Japanese researchers are aiming to commence clinical research as early as next year using induced pluripotent stem cells to help control the progress of Parkinson’s disease, a member of the team said.

It would be the second such clinical research, following an effort conducted by the government-backed Riken scientific research institute using iPS cells for the retinal regeneration.

The team including Jun Takahashi, a professor at Kyoto University’s Center for iPS Cell Research and Application, is moving toward conducting the clinical research after developing a method to generate human iPS cell-derived dopaminergic neural progenitor cells to lessen the symptoms of the disease.

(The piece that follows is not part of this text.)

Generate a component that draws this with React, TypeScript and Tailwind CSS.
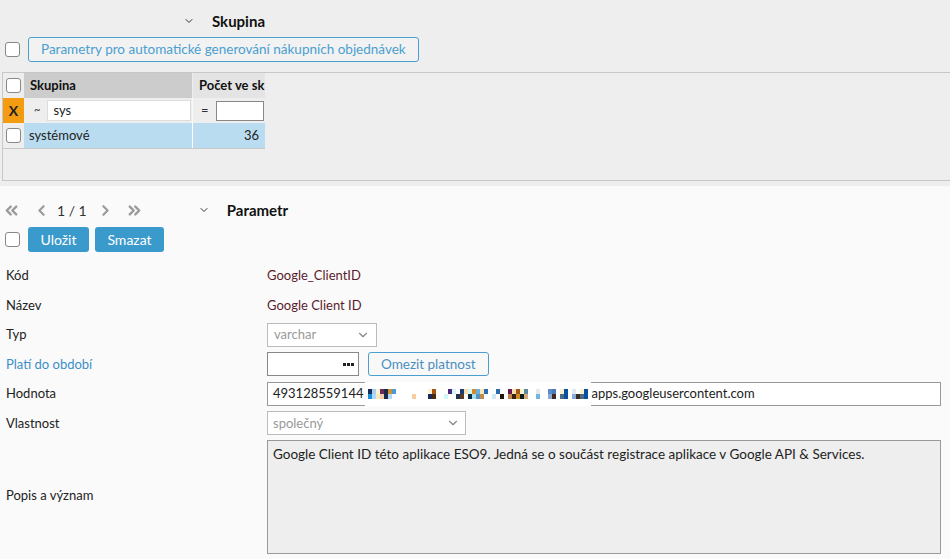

Parkinson’s disease is a progressive neurological disorder linked to a drop in dopamine production in the brain that causes limb shaking and stiffness. There is currently no treatment to stop the drop in dopamine.

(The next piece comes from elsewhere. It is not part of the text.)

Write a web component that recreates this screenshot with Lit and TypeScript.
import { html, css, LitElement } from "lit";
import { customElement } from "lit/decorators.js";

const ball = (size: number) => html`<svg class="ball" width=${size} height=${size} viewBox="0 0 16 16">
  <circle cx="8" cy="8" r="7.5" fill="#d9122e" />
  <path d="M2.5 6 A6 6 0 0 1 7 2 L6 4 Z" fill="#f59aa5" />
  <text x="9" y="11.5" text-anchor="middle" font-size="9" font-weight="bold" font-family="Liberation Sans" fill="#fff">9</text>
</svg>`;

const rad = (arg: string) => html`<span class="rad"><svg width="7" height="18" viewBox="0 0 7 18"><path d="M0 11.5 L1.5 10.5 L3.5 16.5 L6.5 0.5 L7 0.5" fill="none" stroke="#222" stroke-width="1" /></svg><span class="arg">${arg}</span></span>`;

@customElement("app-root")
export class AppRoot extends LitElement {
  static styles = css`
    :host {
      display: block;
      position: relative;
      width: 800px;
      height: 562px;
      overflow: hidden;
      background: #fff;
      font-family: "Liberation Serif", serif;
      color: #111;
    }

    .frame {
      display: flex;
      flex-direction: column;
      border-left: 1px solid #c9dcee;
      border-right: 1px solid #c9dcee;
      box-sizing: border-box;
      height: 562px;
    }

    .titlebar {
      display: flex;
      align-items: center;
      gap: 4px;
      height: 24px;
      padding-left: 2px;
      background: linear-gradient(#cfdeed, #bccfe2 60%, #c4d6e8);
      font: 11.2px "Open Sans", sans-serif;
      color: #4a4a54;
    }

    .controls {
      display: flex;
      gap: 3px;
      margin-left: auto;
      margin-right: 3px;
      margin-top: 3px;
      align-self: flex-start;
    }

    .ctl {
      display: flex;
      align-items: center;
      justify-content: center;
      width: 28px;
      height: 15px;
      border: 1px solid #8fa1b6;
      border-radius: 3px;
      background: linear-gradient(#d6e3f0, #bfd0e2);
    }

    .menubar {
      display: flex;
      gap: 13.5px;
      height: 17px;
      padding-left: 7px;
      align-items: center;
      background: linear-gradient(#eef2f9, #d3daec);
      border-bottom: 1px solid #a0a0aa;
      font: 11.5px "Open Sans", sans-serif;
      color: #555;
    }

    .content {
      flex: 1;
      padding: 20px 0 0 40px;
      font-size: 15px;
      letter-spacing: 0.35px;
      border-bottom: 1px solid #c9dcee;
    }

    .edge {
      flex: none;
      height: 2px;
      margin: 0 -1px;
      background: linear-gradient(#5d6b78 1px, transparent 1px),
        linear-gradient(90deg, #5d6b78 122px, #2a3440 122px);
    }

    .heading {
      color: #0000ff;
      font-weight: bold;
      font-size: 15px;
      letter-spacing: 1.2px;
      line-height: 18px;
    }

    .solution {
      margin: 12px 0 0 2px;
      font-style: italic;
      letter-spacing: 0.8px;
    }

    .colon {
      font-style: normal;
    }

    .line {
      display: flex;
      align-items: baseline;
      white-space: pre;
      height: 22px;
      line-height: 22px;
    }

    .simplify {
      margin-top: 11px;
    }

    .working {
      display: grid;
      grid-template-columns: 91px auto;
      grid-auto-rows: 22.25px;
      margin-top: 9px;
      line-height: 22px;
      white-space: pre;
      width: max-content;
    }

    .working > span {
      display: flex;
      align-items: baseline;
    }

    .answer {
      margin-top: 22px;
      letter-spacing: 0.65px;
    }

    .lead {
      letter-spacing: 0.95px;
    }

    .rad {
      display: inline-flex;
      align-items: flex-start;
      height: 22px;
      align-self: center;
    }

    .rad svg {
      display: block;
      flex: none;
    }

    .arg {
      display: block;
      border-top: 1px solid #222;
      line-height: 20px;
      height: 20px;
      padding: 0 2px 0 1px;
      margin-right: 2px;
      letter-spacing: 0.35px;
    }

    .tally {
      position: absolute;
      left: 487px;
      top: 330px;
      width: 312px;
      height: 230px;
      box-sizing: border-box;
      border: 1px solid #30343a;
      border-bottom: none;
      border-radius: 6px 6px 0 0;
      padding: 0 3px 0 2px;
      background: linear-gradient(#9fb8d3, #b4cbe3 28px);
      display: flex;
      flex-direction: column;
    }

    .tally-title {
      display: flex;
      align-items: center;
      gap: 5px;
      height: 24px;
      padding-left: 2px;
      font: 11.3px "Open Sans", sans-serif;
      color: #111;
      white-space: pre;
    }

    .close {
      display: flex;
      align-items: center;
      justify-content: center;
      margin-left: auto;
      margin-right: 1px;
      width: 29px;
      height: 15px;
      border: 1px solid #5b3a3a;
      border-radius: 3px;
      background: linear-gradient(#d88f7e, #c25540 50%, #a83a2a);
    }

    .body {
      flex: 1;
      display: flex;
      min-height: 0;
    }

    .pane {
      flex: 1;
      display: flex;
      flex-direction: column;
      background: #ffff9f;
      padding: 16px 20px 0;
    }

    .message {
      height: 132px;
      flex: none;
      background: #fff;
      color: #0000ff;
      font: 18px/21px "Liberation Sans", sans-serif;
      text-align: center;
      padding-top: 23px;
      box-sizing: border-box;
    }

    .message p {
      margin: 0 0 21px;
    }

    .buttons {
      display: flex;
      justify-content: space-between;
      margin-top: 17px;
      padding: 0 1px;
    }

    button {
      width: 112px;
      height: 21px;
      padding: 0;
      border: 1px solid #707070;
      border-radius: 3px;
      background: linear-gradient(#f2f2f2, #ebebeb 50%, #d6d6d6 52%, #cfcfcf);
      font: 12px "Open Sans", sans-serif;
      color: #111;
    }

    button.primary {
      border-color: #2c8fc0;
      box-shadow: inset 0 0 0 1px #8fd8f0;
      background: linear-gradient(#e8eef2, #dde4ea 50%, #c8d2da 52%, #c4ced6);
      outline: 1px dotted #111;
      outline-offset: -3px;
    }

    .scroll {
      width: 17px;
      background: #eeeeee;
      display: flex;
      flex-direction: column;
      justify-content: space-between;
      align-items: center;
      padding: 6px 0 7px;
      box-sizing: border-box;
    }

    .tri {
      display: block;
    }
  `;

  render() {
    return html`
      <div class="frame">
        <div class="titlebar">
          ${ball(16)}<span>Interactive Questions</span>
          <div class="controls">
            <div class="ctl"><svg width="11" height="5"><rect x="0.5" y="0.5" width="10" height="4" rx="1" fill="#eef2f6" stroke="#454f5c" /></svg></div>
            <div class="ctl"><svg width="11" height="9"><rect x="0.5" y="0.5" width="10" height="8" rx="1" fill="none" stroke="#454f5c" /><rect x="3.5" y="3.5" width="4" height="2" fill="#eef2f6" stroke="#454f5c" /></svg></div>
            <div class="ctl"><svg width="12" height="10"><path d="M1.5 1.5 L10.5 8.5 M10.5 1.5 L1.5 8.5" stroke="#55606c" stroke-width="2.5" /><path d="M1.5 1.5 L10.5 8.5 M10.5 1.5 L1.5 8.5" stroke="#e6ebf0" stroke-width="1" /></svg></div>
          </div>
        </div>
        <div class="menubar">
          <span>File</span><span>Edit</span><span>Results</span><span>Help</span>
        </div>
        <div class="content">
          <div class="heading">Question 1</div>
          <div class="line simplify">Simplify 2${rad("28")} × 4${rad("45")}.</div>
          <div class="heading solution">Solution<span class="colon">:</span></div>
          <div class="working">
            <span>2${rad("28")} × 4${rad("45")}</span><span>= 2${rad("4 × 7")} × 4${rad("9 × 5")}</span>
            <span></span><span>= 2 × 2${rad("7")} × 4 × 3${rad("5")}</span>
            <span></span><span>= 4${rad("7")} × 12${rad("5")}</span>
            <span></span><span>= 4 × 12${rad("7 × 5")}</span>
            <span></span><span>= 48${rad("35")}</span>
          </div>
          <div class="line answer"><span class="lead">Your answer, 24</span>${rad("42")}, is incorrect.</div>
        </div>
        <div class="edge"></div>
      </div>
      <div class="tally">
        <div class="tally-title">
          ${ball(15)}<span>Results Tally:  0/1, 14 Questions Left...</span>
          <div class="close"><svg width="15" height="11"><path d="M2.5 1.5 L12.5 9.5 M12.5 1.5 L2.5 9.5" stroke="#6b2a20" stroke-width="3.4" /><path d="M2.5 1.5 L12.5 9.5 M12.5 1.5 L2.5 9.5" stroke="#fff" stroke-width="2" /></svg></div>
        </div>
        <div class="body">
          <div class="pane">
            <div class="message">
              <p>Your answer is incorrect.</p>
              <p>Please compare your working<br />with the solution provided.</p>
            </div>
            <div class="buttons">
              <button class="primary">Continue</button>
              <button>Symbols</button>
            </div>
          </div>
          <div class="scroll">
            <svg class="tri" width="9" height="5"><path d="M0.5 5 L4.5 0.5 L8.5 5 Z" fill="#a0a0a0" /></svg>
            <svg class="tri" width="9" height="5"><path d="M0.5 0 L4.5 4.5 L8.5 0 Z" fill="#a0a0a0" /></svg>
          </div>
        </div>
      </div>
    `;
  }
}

“We found a method that brings us closer to clinical research,” Takahashi said Thursday.

The plan is to file an application for clinical research in early 2015 and begin actual work later in the year, Takahashi said.

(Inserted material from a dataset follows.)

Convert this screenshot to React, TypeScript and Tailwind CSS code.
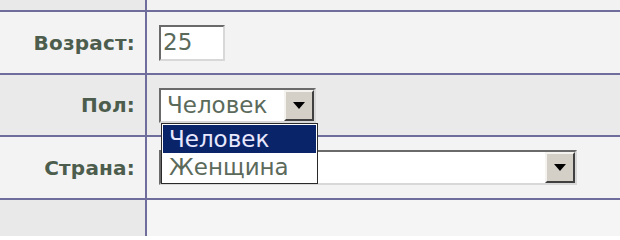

The team will first submit an application regarding the planned clinical research to a third-party panel, which will be set up by Kyoto University to assess the safety of the research.

The researchers will then submit the details of their plan to the Health, Labor and Welfare Ministry for consideration by an expert panel. The health minister’s approval will be required for the clinical research.

It will take about a month to select patients, around six months for cells to be created, and about three further months to check the safety of the cells, according to Takahashi.

The team’s clinical research will target six patients, with 10 million or more cells being cultured without animal-derived substances, which are at risk of being infectious. The cells will then be transplanted to the patients’ brains.

Afterward, the team will observe for a year whether tumors form, Takahashi said, adding the team hopes patients in serious condition and in need of nursing care will be able to move around, while others will become less dependent on medicines.